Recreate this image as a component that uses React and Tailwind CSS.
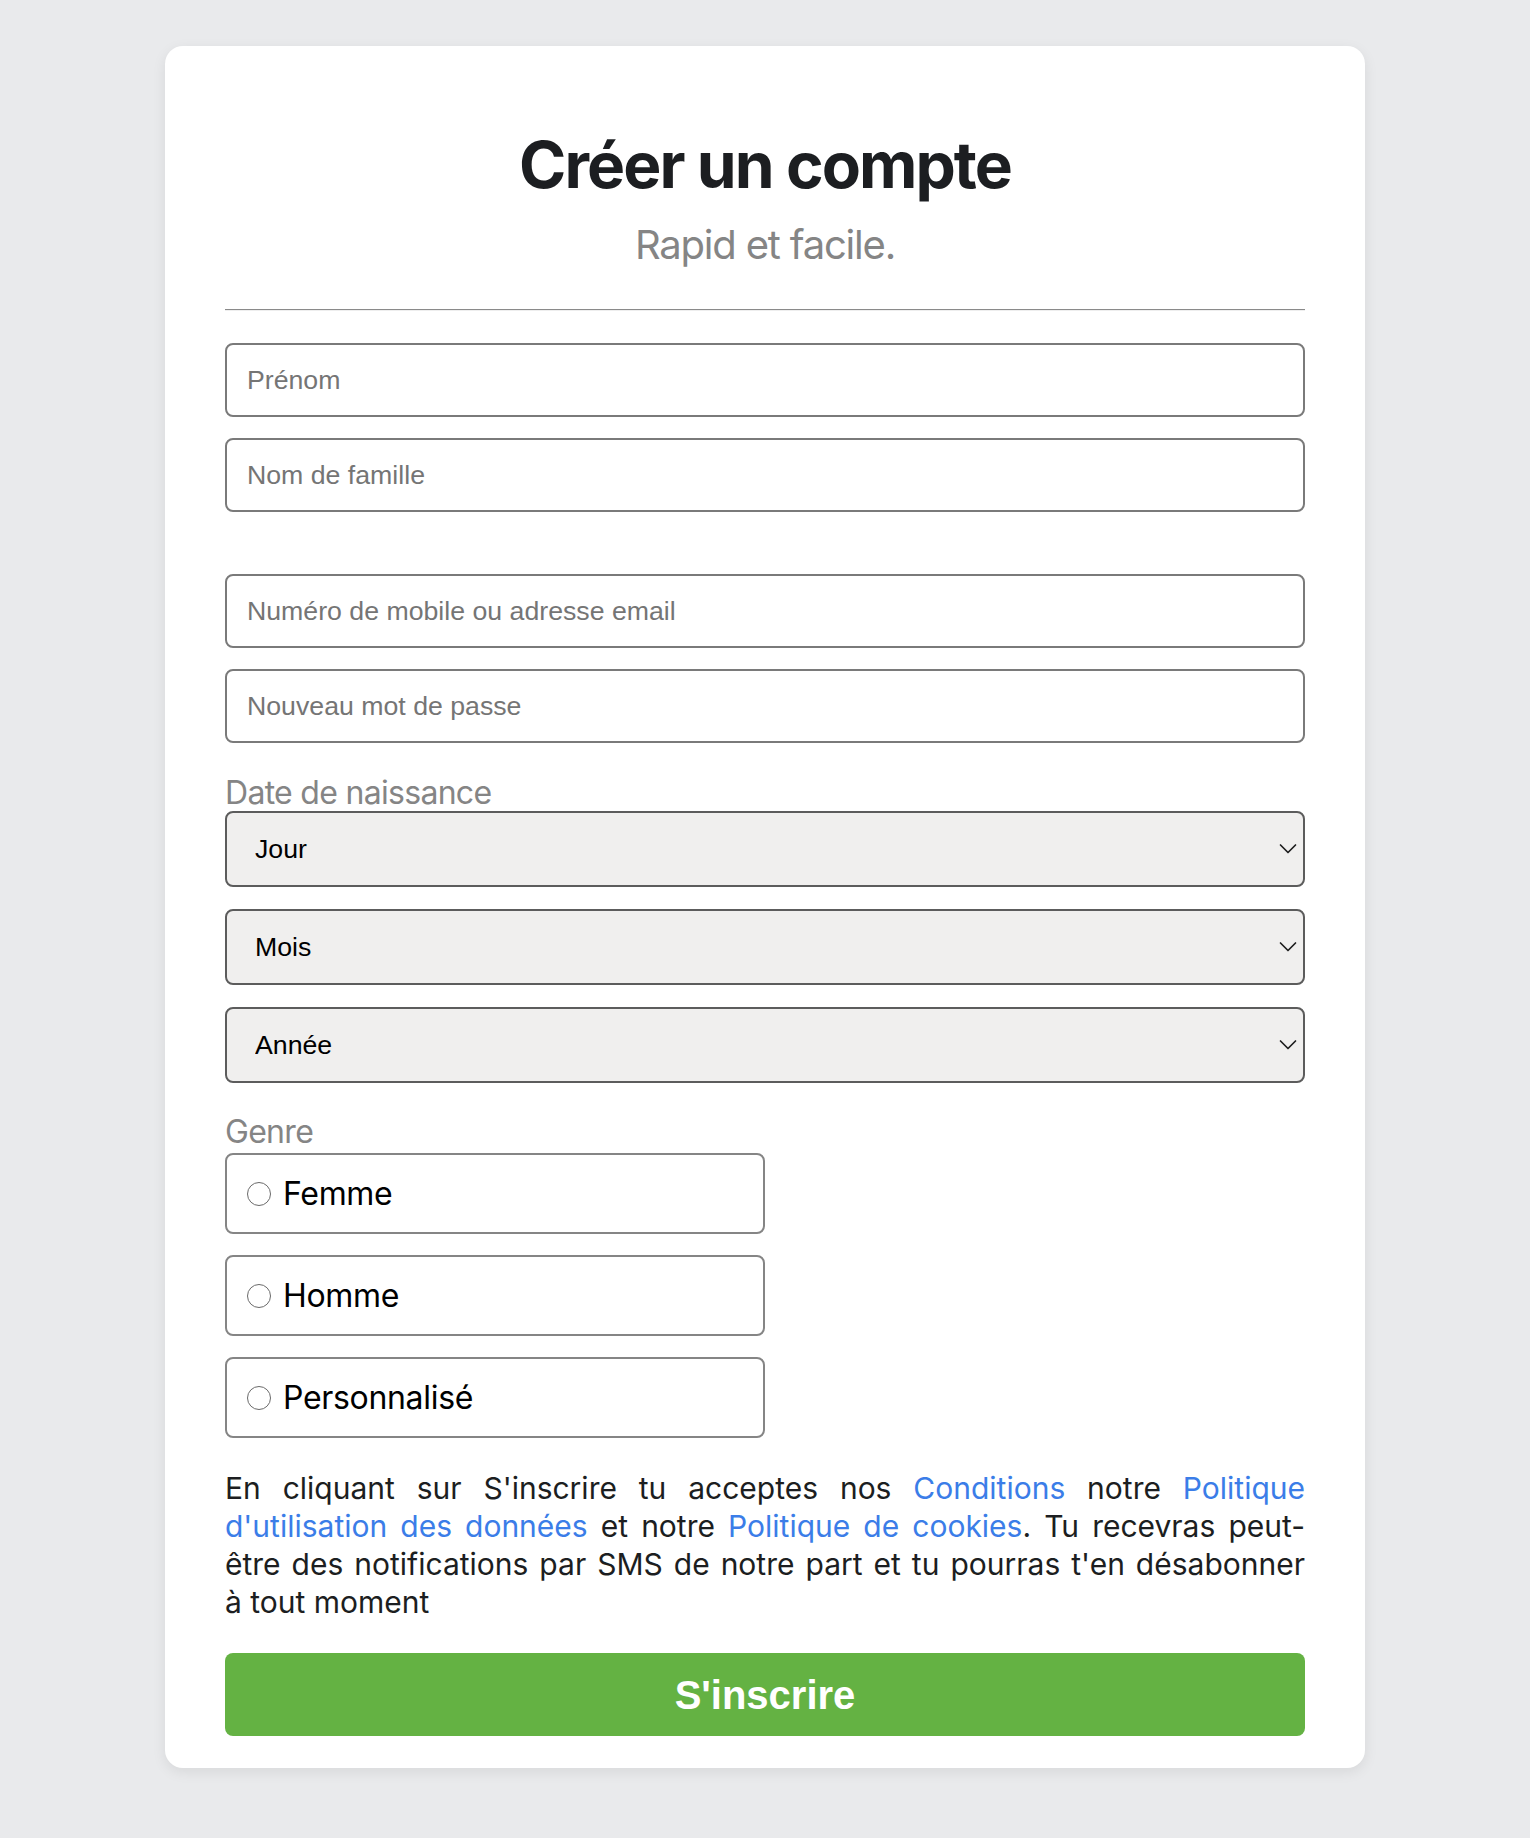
const sf = "font-['Inter','Noto_Sans',sans-serif]"
const helv = "font-['Liberation_Sans','Arial',sans-serif]"

function TextInput({ placeholder, type = 'text', className = '' }) {
  return (
    <input
      type={type}
      placeholder={placeholder}
      className={`block w-full h-[74px] rounded-lg border-2 border-[#7a7a7a] bg-white px-[20px] text-[26.7px] text-black placeholder:text-[#757575] outline-none ${helv} ${className}`}
    />
  )
}

function DateSelect({ label, className = '' }) {
  return (
    <div className={`relative ${className}`}>
      <select
        defaultValue=""
        className={`block w-full h-[76px] appearance-none rounded-lg border-2 border-[#5c5c5c] bg-[#f0efee] pl-[28px] pr-[40px] text-[26.7px] text-black outline-none ${helv}`}
      >
        <option value="">{label}</option>
      </select>
      <svg
        className="pointer-events-none absolute right-[8px] top-1/2 -translate-y-1/2"
        width="18"
        height="11"
        viewBox="0 0 18 11"
        fill="none"
      >
        <path d="M1.5 1.5 L9 9 L16.5 1.5" stroke="#1f1f1f" strokeWidth="1.7" strokeLinecap="round" strokeLinejoin="round" />
      </svg>
    </div>
  )
}

function GenderOption({ label, className = '' }) {
  return (
    <label className={`flex h-[81px] w-[540px] items-center gap-[12px] rounded-lg border-2 border-[#858585] bg-white px-[20px] ${className}`}>
      <input type="radio" name="genre" className="h-[24px] w-[24px] appearance-none rounded-full border-[1.5px] border-[#6a6a6a] bg-white" />
      <span className={`text-[32px] leading-none tracking-[-0.01em] text-black ${sf}`}>{label}</span>
    </label>
  )
}

export default function App() {
  return (
    <div className="min-h-screen bg-[#e9eaec] pt-[46px] pb-[71px]">
      <form className="mx-auto w-[1200px] rounded-[18px] bg-white px-[60px] pt-[81px] pb-[32px] shadow-[0_4px_14px_rgba(0,0,0,0.08)]">
        <h1 className={`text-center text-[64px] font-bold leading-[76px] tracking-[-0.03em] text-[#1c1e21] ${sf}`}>
          Créer un compte
        </h1>
        <p className={`mt-[18px] text-center text-[40px] leading-[48px] tracking-[-0.03em] text-[#858585] ${sf}`}>
          Rapid et facile.
        </p>

        <div className="mt-[40px] border-t border-b border-t-[#8a8a8a] border-b-[#eeeeee]" />

        <div className="mt-[32px] flex flex-col gap-[21px]">
          <TextInput placeholder="Prénom" />
          <TextInput placeholder="Nom de famille" />
        </div>

        <div className="mt-[62px] flex flex-col gap-[21px]">
          <TextInput placeholder="Numéro de mobile ou adresse email" />
          <TextInput placeholder="Nouveau mot de passe" type="password" />
        </div>

        <p className={`mt-[32px] text-[32px] leading-[36px] tracking-[-0.022em] text-[#858585] ${sf}`}>Date de naissance</p>
        <div className="flex flex-col gap-[22px]">
          <DateSelect label="Jour" />
          <DateSelect label="Mois" />
          <DateSelect label="Année" />
        </div>

        <p className={`mt-[30px] text-[32px] leading-[38px] tracking-[-0.022em] text-[#858585] ${sf}`}>Genre</p>
        <div className="mt-[2px] flex flex-col gap-[21px]">
          <GenderOption label="Femme" />
          <GenderOption label="Homme" />
          <GenderOption label="Personnalisé" />
        </div>

        <p className={`mt-[31px] text-justify text-[30px] leading-[38px] text-[#1c1e21] ${sf}`}>
          En cliquant sur S'inscrire tu acceptes nos{' '}
          <a href="#" className="text-[#3b7de8]">Conditions</a> notre{' '}
          <a href="#" className="text-[#3b7de8]">Politique d'utilisation des données</a> et notre{' '}
          <a href="#" className="text-[#3b7de8]">Politique de cookies</a>. Tu recevras peut-être des notifications par SMS de notre part et tu pourras t'en désabonner à{'\u00a0'}tout moment
        </p>

        <button
          type="button"
          className={`mt-[32px] block h-[83px] w-full rounded-lg bg-[#64b243] text-[40px] font-bold text-white ${helv}`}
        >
          S'inscrire
        </button>
      </form>
    </div>
  )
}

━━━━━━━━━━━━━━━━━━━━━━━━━━━━━━

**PROBLEM**.
Copy out all of the data word for word. Do not carry over any picture.

**TASK OUTPUT**.
Recreate this image as a component that uses React and Tailwind CSS.
const sf = "font-['Inter','Noto_Sans',sans-serif]"
const helv = "font-['Liberation_Sans','Arial',sans-serif]"

function TextInput({ placeholder, type = 'text', className = '' }) {
  return (
    <input
      type={type}
      placeholder={placeholder}
      className={`block w-full h-[74px] rounded-lg border-2 border-[#7a7a7a] bg-white px-[20px] text-[26.7px] text-black placeholder:text-[#757575] outline-none ${helv} ${className}`}
    />
  )
}

function DateSelect({ label, className = '' }) {
  return (
    <div className={`relative ${className}`}>
      <select
        defaultValue=""
        className={`block w-full h-[76px] appearance-none rounded-lg border-2 border-[#5c5c5c] bg-[#f0efee] pl-[28px] pr-[40px] text-[26.7px] text-black outline-none ${helv}`}
      >
        <option value="">{label}</option>
      </select>
      <svg
        className="pointer-events-none absolute right-[8px] top-1/2 -translate-y-1/2"
        width="18"
        height="11"
        viewBox="0 0 18 11"
        fill="none"
      >
        <path d="M1.5 1.5 L9 9 L16.5 1.5" stroke="#1f1f1f" strokeWidth="1.7" strokeLinecap="round" strokeLinejoin="round" />
      </svg>
    </div>
  )
}

function GenderOption({ label, className = '' }) {
  return (
    <label className={`flex h-[81px] w-[540px] items-center gap-[12px] rounded-lg border-2 border-[#858585] bg-white px-[20px] ${className}`}>
      <input type="radio" name="genre" className="h-[24px] w-[24px] appearance-none rounded-full border-[1.5px] border-[#6a6a6a] bg-white" />
      <span className={`text-[32px] leading-none tracking-[-0.01em] text-black ${sf}`}>{label}</span>
    </label>
  )
}

export default function App() {
  return (
    <div className="min-h-screen bg-[#e9eaec] pt-[46px] pb-[71px]">
      <form className="mx-auto w-[1200px] rounded-[18px] bg-white px-[60px] pt-[81px] pb-[32px] shadow-[0_4px_14px_rgba(0,0,0,0.08)]">
        <h1 className={`text-center text-[64px] font-bold leading-[76px] tracking-[-0.03em] text-[#1c1e21] ${sf}`}>
          Créer un compte
        </h1>
        <p className={`mt-[18px] text-center text-[40px] leading-[48px] tracking-[-0.03em] text-[#858585] ${sf}`}>
          Rapid et facile.
        </p>

        <div className="mt-[40px] border-t border-b border-t-[#8a8a8a] border-b-[#eeeeee]" />

        <div className="mt-[32px] flex flex-col gap-[21px]">
          <TextInput placeholder="Prénom" />
          <TextInput placeholder="Nom de famille" />
        </div>

        <div className="mt-[62px] flex flex-col gap-[21px]">
          <TextInput placeholder="Numéro de mobile ou adresse email" />
          <TextInput placeholder="Nouveau mot de passe" type="password" />
        </div>

        <p className={`mt-[32px] text-[32px] leading-[36px] tracking-[-0.022em] text-[#858585] ${sf}`}>Date de naissance</p>
        <div className="flex flex-col gap-[22px]">
          <DateSelect label="Jour" />
          <DateSelect label="Mois" />
          <DateSelect label="Année" />
        </div>

        <p className={`mt-[30px] text-[32px] leading-[38px] tracking-[-0.022em] text-[#858585] ${sf}`}>Genre</p>
        <div className="mt-[2px] flex flex-col gap-[21px]">
          <GenderOption label="Femme" />
          <GenderOption label="Homme" />
          <GenderOption label="Personnalisé" />
        </div>

        <p className={`mt-[31px] text-justify text-[30px] leading-[38px] text-[#1c1e21] ${sf}`}>
          En cliquant sur S'inscrire tu acceptes nos{' '}
          <a href="#" className="text-[#3b7de8]">Conditions</a> notre{' '}
          <a href="#" className="text-[#3b7de8]">Politique d'utilisation des données</a> et notre{' '}
          <a href="#" className="text-[#3b7de8]">Politique de cookies</a>. Tu recevras peut-être des notifications par SMS de notre part et tu pourras t'en désabonner à{'\u00a0'}tout moment
        </p>

        <button
          type="button"
          className={`mt-[32px] block h-[83px] w-full rounded-lg bg-[#64b243] text-[40px] font-bold text-white ${helv}`}
        >
          S'inscrire
        </button>
      </form>
    </div>
  )
}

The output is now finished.